Klar ist, dass durch ein solches Vorgehen die Aktionäre in ihrem Recht, die Geschäftsleitung aktiv für soziale, ethische und ökologische Anliegen, wie die Offenlegung und die Reduktion der vom Unternehmen verursachten Treibhausgasemissionen oder des Biodiversitätsverlusts, zu gewinnen, erheblich beschnitten wurden. Die Grundvoraussetzung, durch die das breitere Aktionariat befähigt wird, in der Folge über solche Anträge abzustimmen, ist eine offene Debatte. Hierzu müssen Fragen gestellt werden können, und die Aktionäre müssen aussagekräftige Antworten erhalten. In virtuellen Hauptversammlungen 2020 war diese Voraussetzung, so hat sich gezeigt, häufig nicht mehr gegeben. Dementsprechend äußerten Teilnehmer der genannten Studie Bedenken, dass Unternehmen die Gelegenheit nutzen könnten, sich die bevorzugten Fragen auszusuchen und andere schlicht auszulassen. Aktionäre vermissten außerdem den hohen Grad an Transparenz, der in einer präsenzialen Versammlung durch die Möglichkeit für alle Anwesenden zur Nachfrage gegeben ist.



Wie viel Engagement ist 2021 möglich?

–Virtuelle Hauptversammlungen vor der Probe


Der Bericht von Better Finance und DSW zeigt auf, dass die Notstandsgesetze zahlreicher EU-Staaten die Aktionärsrechte im vergangenen Jahr negativ beeinträchtigten. Während viele Verständnis dafür zeigen, dass Unternehmen und Politik aufgrund der kurzfristigen Implementierung neuer Versammlungs- und Kommunikationsformen keine perfekten Bedingungen für virtuelle Hauptversammlungen gewährleisten konnten, dürften ähnliche Einschränkungen im Jahr 2021, aufgrund höherer Vorlaufzeit und erster einschlägiger Erfahrungen, auf mehr Unverständnis stoßen. Nach Forderungen von Aktionärsschutzvereinigungen nach einer Stärkung der Aktionärsrechte in diesem Rahmen sowie nach einer Verbesserung der Online-Kommunikation zwischen Aktionären und Verwaltung [4], hat der Gesetzgeber in einigen Punkten nachgebessert: so ist die Verwaltung in Deutschland nun grundsätzlich verpflichtet, fristgerecht, das heißt bis zu einem (statt zuvor zwei) Tag vor der Hauptversammlung, eingegangene Fragen zu beantworten. Es ist dem Vorstand jedoch weiterhin erlaubt, inhaltlich ähnliche Fragen zusammenzufassen.[5] Neu werden auch Anträge oder Wahlvorschläge, die im Vorfeld der Hauptversammlung von Aktionären gestellt wurden, als gültig erklärt und können somit nicht mehr ausgeschlossen werden.

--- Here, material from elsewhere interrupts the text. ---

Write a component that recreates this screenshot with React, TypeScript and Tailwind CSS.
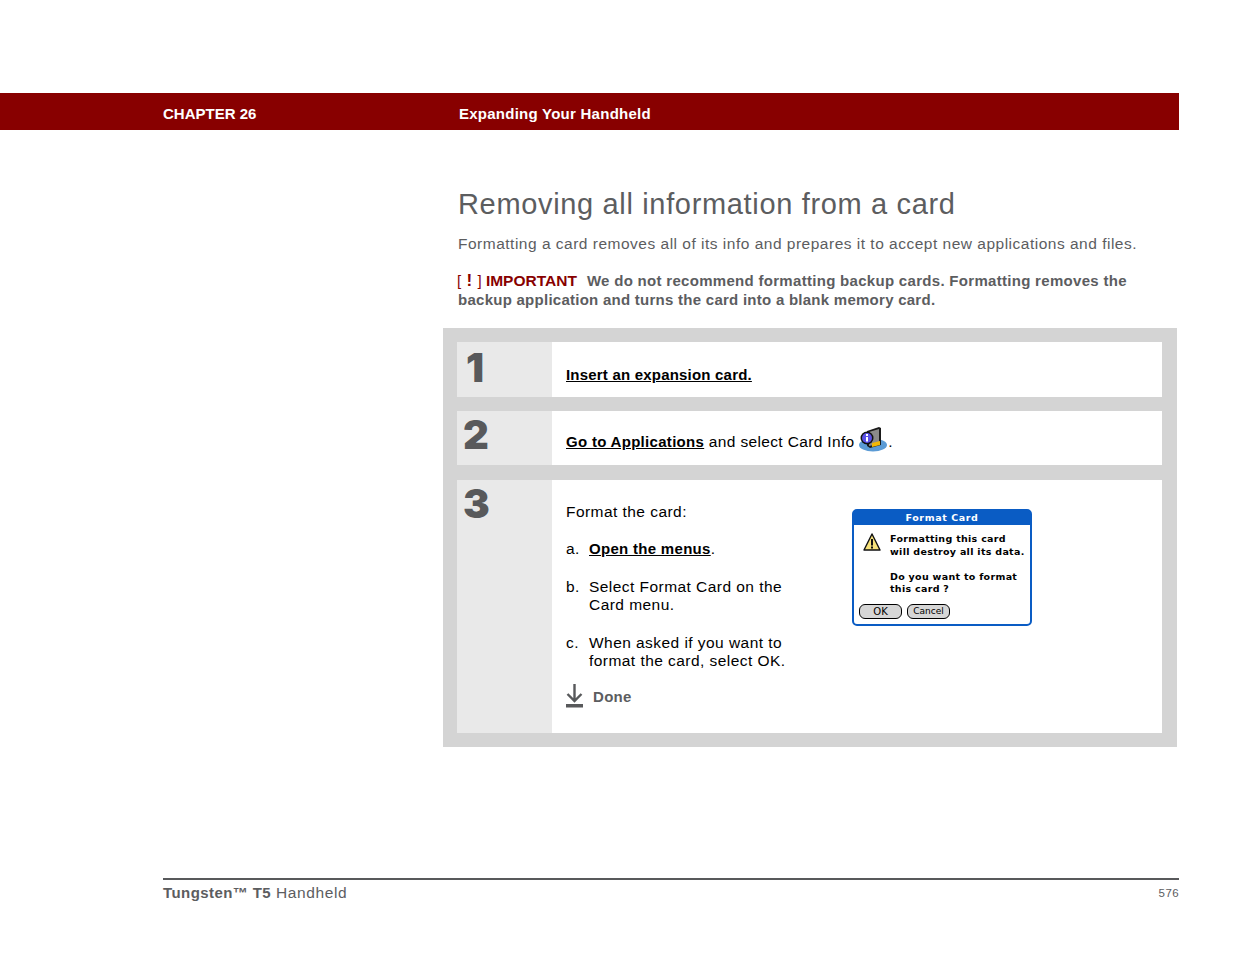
const sans = { fontFamily: '"Liberation Sans", Arial, sans-serif' }

function CardInfoIcon() {
  return (
    <svg width="29" height="26" viewBox="0 0 29 26" className="shrink-0">
      <ellipse cx="14" cy="19" rx="14" ry="6.5" fill="#5b9bd5" />
      <path d="M8 5 L20 1 L22 2 L22 19 L11 22 L8 20 Z" fill="#1a1a1a" />
      <path d="M10 6 L20 3 L20 18 L10 20 Z" fill="#8a8a8a" />
      <path d="M13 17 L21 15 L21 19 L13 21 Z" fill="#f2b705" />
      <circle cx="8" cy="12" r="6.5" fill="#111" />
      <circle cx="8" cy="12" r="5" fill="#5a50e8" />
      <rect x="7" y="11" width="2" height="4.5" fill="#fff" />
      <rect x="7" y="8" width="2" height="2" fill="#fff" />
    </svg>
  )
}

function WarningIcon() {
  return (
    <svg width="18" height="18" viewBox="0 0 18 18" className="shrink-0">
      <path d="M9 1 L17 17 L1 17 Z" fill="#f7e27a" stroke="#111" strokeWidth="1.4" strokeLinejoin="round" />
      <rect x="8" y="6" width="2" height="6.5" fill="#111" />
      <rect x="8" y="13.5" width="2" height="2" fill="#111" />
    </svg>
  )
}

function DoneIcon() {
  return (
    <svg width="17" height="24" viewBox="0 0 17 24" className="shrink-0">
      <path d="M8.5 0 V17 M1.5 10 L8.5 17 L15.5 10" fill="none" stroke="#58595b" strokeWidth="2.4" />
      <rect x="0" y="20" width="17" height="3.5" fill="#58595b" />
    </svg>
  )
}

function FormatDialog() {
  const pixel = { fontFamily: '"DejaVu Sans", sans-serif' }
  return (
    <div className="w-[180px] h-[117px] rounded-[5px] border-2 border-[#0a5cc4] bg-white flex flex-col tracking-normal" style={pixel}>
      <div className="h-[14px] bg-[#0a5cc4] text-white text-[9.5px] font-bold tracking-[0.6px] leading-[14px] text-center">
        Format Card
      </div>
      <div className="flex gap-[9px] pl-[9px] pt-[8px]">
        <WarningIcon />
        <div className="text-[9.5px] font-bold leading-[12.5px] text-black whitespace-nowrap tracking-[0.3px]">
          <div>Formatting this card</div>
          <div>will destroy all its data.</div>
          <div className="mt-[12.5px]">Do you want to format</div>
          <div>this card ?</div>
        </div>
      </div>
      <div className="flex gap-[5px] pl-[5px] mt-[8px]">
        <div className="w-[43px] h-[15px] rounded-[6px] border border-black bg-[#d6d6d6] text-[10px] leading-[13px] text-center text-black">OK</div>
        <div className="w-[43px] h-[15px] rounded-[6px] border border-black bg-[#d6d6d6] text-[9px] leading-[13px] text-center text-black">Cancel</div>
      </div>
    </div>
  )
}

function StepNumber({ n, className }: { n: string; className: string }) {
  return (
    <div className="w-[95px] shrink-0 bg-[#e9e9e9]">
      <div className={`text-[40px] leading-none font-black text-[#58595b] tracking-normal ${className}`} style={{ fontFamily: 'Inter, sans-serif' }}>
        {n}
      </div>
    </div>
  )
}

export default function App() {
  return (
    <div className="bg-white h-[954px] w-[1235px] overflow-hidden pt-[93px]" style={sans}>
      {/* Header band */}
      <div className="w-[1179px] h-[37px] bg-[#880000] flex items-center pl-[163px] pt-[5px] text-white text-[15px] font-bold">
        <div className="w-[296px]">CHAPTER 26</div>
        <div className="tracking-[0.25px]">Expanding Your Handheld</div>
      </div>

      <div className="ml-[458px] w-[700px]">
        <h1 className="mt-[56px] text-[29px] leading-[36px] text-[#5c5d5f] tracking-[0.66px] whitespace-nowrap">
          Removing all information from a card
        </h1>
        <p className="mt-[13px] text-[15.5px] leading-[18px] text-[#5c5d5f] tracking-[0.5px] whitespace-nowrap">
          Formatting a card removes all of its info and prepares it to accept new applications and files.
        </p>
        <div className="mt-[18px] text-[15px] leading-[19px] font-bold text-[#5c5d5f] whitespace-nowrap">
          <div className="tracking-[0.3px]">
            <span className="text-[#880000] font-normal -ml-[1px]">[</span>
            <span className="text-[#880000] text-[17px] mx-[5px]">!</span>
            <span className="text-[#880000] font-normal mr-[4px]">]</span>
            <span className="text-[#880000] text-[15.5px] tracking-normal mr-[10px]">IMPORTANT</span>
            We do not recommend formatting backup cards. Formatting removes the
          </div>
          <div className="tracking-[0.26px]">backup application and turns the card into a blank memory card.</div>
        </div>
      </div>

      {/* Steps */}
      <div className="ml-[443px] mt-[19px] w-[734px] h-[419px] bg-[#d4d4d4] p-[14px] pr-[15px] flex flex-col text-black text-[15.5px] tracking-[0.45px]">
        <div className="flex h-[55px] bg-white">
          <StepNumber n="1" className="pl-[9px] pt-[6px]" />
          <div className="pl-[14px] pt-[23px] leading-[20px] text-[15px] tracking-[0.2px] font-bold underline">Insert an expansion card.</div>
        </div>
        <div className="flex h-[54px] mt-[14px] bg-white">
          <StepNumber n="2" className="pl-[6px] pt-[4px]" />
          <div className="pl-[14px] flex items-end h-[41px] leading-[20px] whitespace-pre">
            <span className="font-bold text-[15px] tracking-[0.3px] underline">Go to Applications</span>
            <span className="tracking-[0.35px]"> and select Card Info </span>
            <CardInfoIcon />
            <span>.</span>
          </div>
        </div>
        <div className="flex h-[253px] mt-[15px] bg-white">
          <StepNumber n="3" className="pl-[6px] pt-[4px]" />
          <div className="pl-[14px] pt-[23px] w-[300px] leading-[18px]">
            <div>Format the card:</div>
            <div className="flex mt-[19px]">
              <span className="w-[23px] shrink-0">a.</span>
              <span><span className="font-bold text-[15px] tracking-[0.3px] underline">Open the menus</span>.</span>
            </div>
            <div className="flex mt-[20px]">
              <span className="w-[23px] shrink-0">b.</span>
              <span className="whitespace-nowrap">Select Format Card on the<br />Card menu.</span>
            </div>
            <div className="flex mt-[20px]">
              <span className="w-[23px] shrink-0">c.</span>
              <span className="whitespace-nowrap">When asked if you want to<br />format the card, select OK.</span>
            </div>
            <div className="flex items-center gap-[10px] mt-[14px] font-bold text-[15px] tracking-[0.3px] text-[#5c5d5f]">
              <DoneIcon />
              <span className="relative top-[1px]">Done</span>
            </div>
          </div>
          <div className="pt-[29px]">
            <FormatDialog />
          </div>
        </div>
      </div>

      {/* Footer */}
      <div className="ml-[163px] mt-[131px] w-[1016px] border-t-2 border-[#58595b] pt-[2px] flex justify-between items-center text-[#5c5d5f]">
        <div className="text-[15.5px] leading-[20px] tracking-[0.6px]">
          <span className="font-bold text-[15px] tracking-[0.42px]">Tungsten™ T5</span> Handheld
        </div>
        <div className="text-[11.5px] leading-[22px] tracking-[0.4px]">576</div>
      </div>
    </div>
  )
}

Ob diese Anpassungen auf gesetzlicher Ebene genügen werden, um die Aktionärsrechte im Jahr 2021 im Sinne eines seriösen Engagement-Prozesses ausreichend sicherzustellen, wird sich erst zeigen. Die Forderungen der durch DSW und Better Finance befragten Aktionäre gingen nämlich weiter: Sie forderten mehr Transparenz, zum Beispiel durch die Bekanntgabe der Reden der CEOs und der Stakeholder-Statements, sowie durch die Offenlegung von Fragen der Aktionäre im Vorfeld der Hauptversammlungen. Außerdem wird die Bereitstellung einer Plattform für den Austausch unter Aktionären verlangt. Nun liegt also der Ball bei den Unternehmen, diesen Forderungen nachzukommen. Werden die Ansprüche nicht erfüllt, könnte es aufgrund fehlender Debatten zu einer inakzeptablen Verschiebung der Kräfteverhältnisse zugunsten der Geschäftsführer kommen, welche gemäß den Aussagen der durch Better Finance und DSW befragten Aktionäre bereits 2020 spürbar war. Denn wird der Dialog weiterhin eingeschränkt, besteht die Gefahr, dass die Versammlungen zu reinen Informationsveranstaltungen herabgesetzt werden.[6]